Reviewing, thus, the popular verdict on the Half-caste, it must be granted that there do exist in his external conditions causes more than adequate to account for his low development in social feeling; and this, apart entirely from any necessary or congenital anti-social taint. The cowardice, inveracity, and absence of self-respect and self-restraint with which he is accredited, are exactly those qualities which ostracism, and lack of organic unity with the body social, must always tend to cultivate. Had he been begotten by Cherubim upon Seraphim and born before the throne of God, and then transported to a slave-compound, to grow up raceless, traditionless, and believing himself contraband, we should in all probability have had a being with the same anti-social characteristics we often have to-day. That amongst the most despised class of our labouring Half-castes we have all met individuals, not only of the highest integrity, but of the most rare moral beauty and of heroic and fully developed social feeling, does not impugn the theory of his unfortunate position. If you should sow human seed inside the door of hell, some of it would yet come up white lilies.

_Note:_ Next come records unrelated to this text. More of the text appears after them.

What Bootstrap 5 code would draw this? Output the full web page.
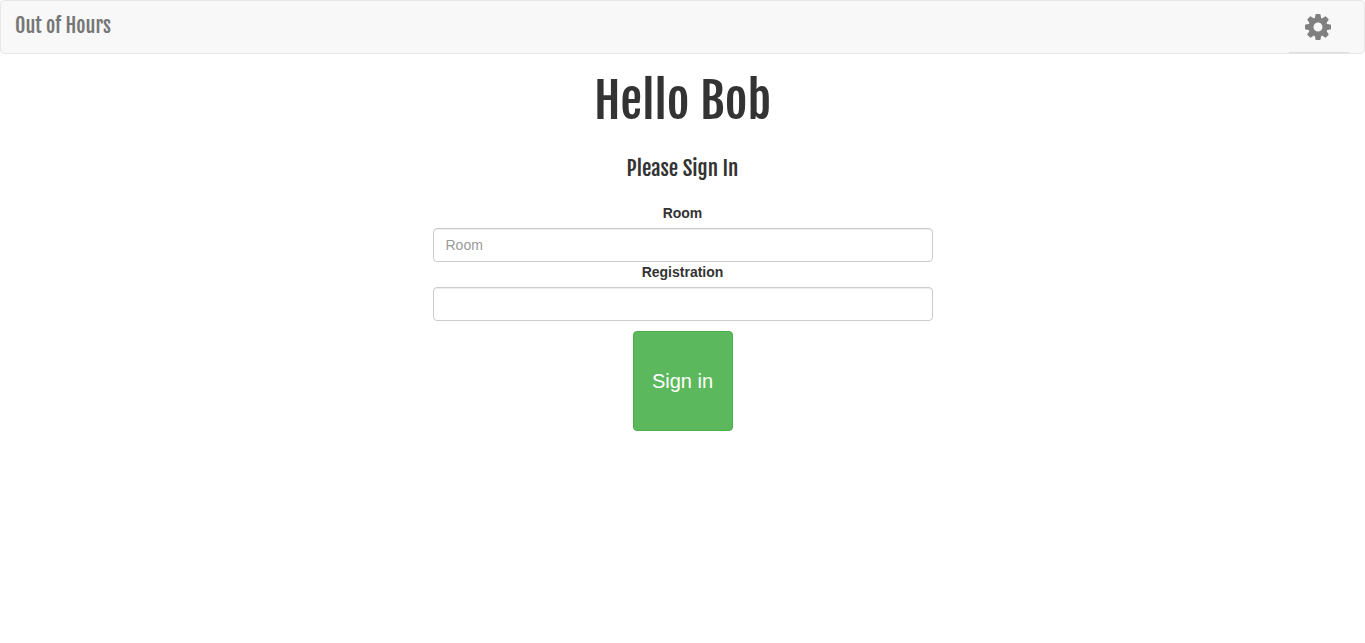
<!DOCTYPE html>
<html lang="en">
<head>
<meta charset="utf-8">
<meta name="viewport" content="width=device-width, initial-scale=1">
<title>Out of Hours</title>
<link href="https://cdn.jsdelivr.net/npm/bootstrap@5.3.0/dist/css/bootstrap.min.css" rel="stylesheet">
<style>
  body { font-family: "Liberation Sans", Arial, sans-serif; font-size: 14px; line-height: 20px; color: #333; }
  .display-face { font-family: "Fjalla One", "Liberation Sans Narrow", "Liberation Sans", sans-serif; font-weight: 400; }
  .topbar { background: #f8f8f8; border: 1px solid #e7e7e7; min-height: 54px; }
  .topbar .navbar-brand, .topbar .navbar-brand:hover { color: #777; font-size: 20px; line-height: 20px; }
  .topbar .navbar-brand { padding: 15px 14px; }
  .settings-btn { width: 60px; height: 52px; margin-right: 15px; color: #808080; border: 0; border-bottom: 1px solid #ddd; border-radius: 0; }
  .greeting { font-size: 49px; line-height: 54px; }
  .prompt { font-size: 21px; line-height: 24px; margin-bottom: 23px; }
  .sign-form { max-width: 500px; }
  .sign-form .form-label { margin-bottom: 5px; }
  .sign-form .form-control { height: 34px; font-size: 14px; line-height: 20px; color: #555; border-color: #ccc; border-radius: 4px; box-shadow: inset 0 1px 1px rgba(0, 0, 0, .075); }
  .sign-form .form-control::placeholder { color: #999; }
  .sign-btn { --bs-btn-color: #fff; --bs-btn-bg: #5cb85c; --bs-btn-border-color: #4cae4c; --bs-btn-hover-color: #fff; --bs-btn-hover-bg: #449d44; --bs-btn-hover-border-color: #398439; --bs-btn-border-radius: 4px; width: 100px; height: 100px; font-size: 20px; margin-top: 10px; }
</style>
</head>
<body>
<nav class="topbar navbar rounded-1 p-0 align-items-start">
  <div class="container-fluid flex-nowrap align-items-start ps-0 pe-0">
    <a class="navbar-brand display-face m-0" href="#">Out of Hours</a>
    <button class="settings-btn btn py-0 px-3 d-flex align-items-center" type="button" aria-label="Settings">
      <svg class="flex-shrink-0" width="26" height="26" viewBox="-13 -13 26 26" fill="currentColor" aria-hidden="true">
        <circle r="7" fill="none" stroke="currentColor" stroke-width="5"/>
        <path id="tooth" d="M-3.3-8 -2.5-12.4Q-2.4-13-1.8-13H1.8Q2.4-13 2.5-12.4L3.3-8Z"/>
        <use href="#tooth" transform="rotate(45)"/>
        <use href="#tooth" transform="rotate(90)"/>
        <use href="#tooth" transform="rotate(135)"/>
        <use href="#tooth" transform="rotate(180)"/>
        <use href="#tooth" transform="rotate(225)"/>
        <use href="#tooth" transform="rotate(270)"/>
        <use href="#tooth" transform="rotate(315)"/>
      </svg>
    </button>
  </div>
</nav>
<main class="container text-center pt-3">
  <h1 class="greeting display-face mt-1 mb-4">Hello Bob</h1>
  <h2 class="prompt display-face pt-1">Please Sign In</h2>
  <form class="sign-form mx-auto">
    <label class="form-label d-block fw-bold" for="room">Room</label>
    <input class="form-control" id="room" type="text" placeholder="Room">
    <label class="form-label d-block fw-bold" for="registration">Registration</label>
    <input class="form-control" id="registration" type="text">
    <button class="sign-btn btn p-0" type="submit">Sign in</button>
  </form>
</main>
<script src="https://cdn.jsdelivr.net/npm/bootstrap@5.3.0/dist/js/bootstrap.bundle.min.js"></script>
</body>
</html>
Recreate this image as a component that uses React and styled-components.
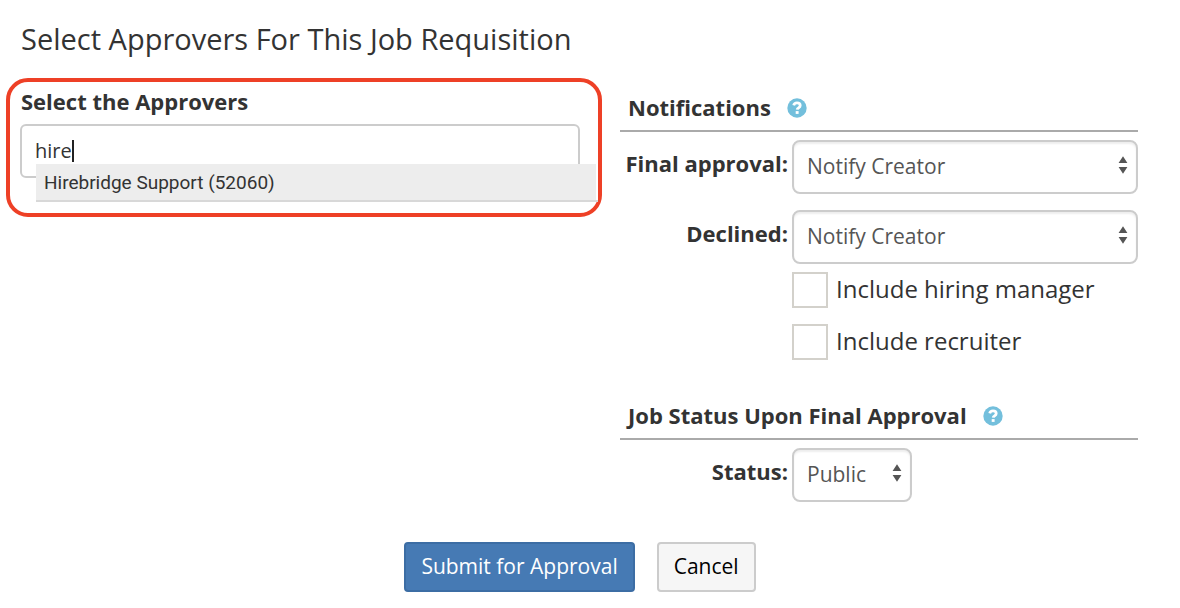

We are not able, it is true, dogmatically to assert that the mixture of blood in his veins may not have something to do with his mental and moral attitude. As we have before stated, at the end of the nineteenth century we are still too much in the dark as to the laws which govern inheritance to hazard dogmatic assertion. We are at present as little able to declare what will be the result of the mixture of two human creatures and how they will re-act upon each other in the offspring, as we are unable to assert what will result from the mixture of two unanalysed chemicals which we throw into the crucibles in our laboratories.